Monsieur le Président, la compassion était la bienvenue : elle nous a réconfortés. Mais maintenant il faut agir durablement et en profondeur, reprendre centimètre par centimètre les territoires perdus de la République pour lutter, avant tout, contre le lavage des cerveaux : celui qui conduit des jeunes nés en France, ayant grandi en France, n’ayant la plupart du temps jamais connu que la France, à se radicaliser jusqu’à se faire exploser, après avoir tué des dizaines de leurs congénères un vendredi soir à Paris en criant Allahou akbar. Des mêmes jeunes qui, quelques mois plutôt, postaient des photos de concert et de terrasses de café sur Facebook et autres comptes Instagram.

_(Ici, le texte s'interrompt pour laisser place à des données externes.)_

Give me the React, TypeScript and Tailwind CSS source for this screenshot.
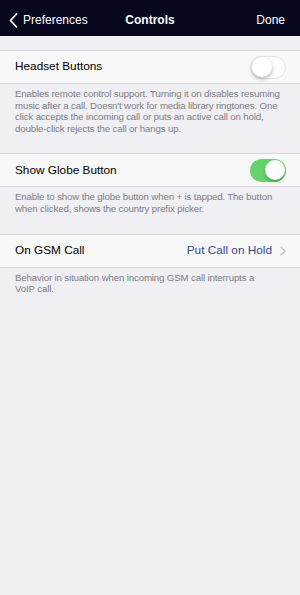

Oui à l’État d’urgence, il est nécessaire. Mais la véritable guerre à mener est avant tout intérieure : elle sera longue, difficile, complexe – et elle doit être gagnée. Boutih, Daoud, Sifaoui… Ils sont des milliers, les soldats de la France à vouloir et à pouvoir être vos éclaireurs. Leurs lumières sont infiniment plus efficaces que les bougies que l’on dépose délicatement place de la République, dans une catharsis à la fois dérisoire et indispensable.

Ayez cette lucidité, ayez ce courage, osez devenir enfin celui qui affirmera, partout sur le territoire : “L’imam ne pourra jamais remplacer l’instituteur.” Faites pièce au sinistre discours de Latran, qui porte en lui tant de germes mortifères et choisissez la vie. Comme le disait ce matin François Morel chez nos amis d’Inter, dans un texte magnifique, “ne renoncez à rien !”

Si vous renoncez, ils recommenceront. Victor Hugo écrivait : “La guerre c’est la guerre des hommes ; la paix, c’est la guerre des idées.” Ne vous trompez ni d’armes ni de guerre. Aux âmes, et caetera.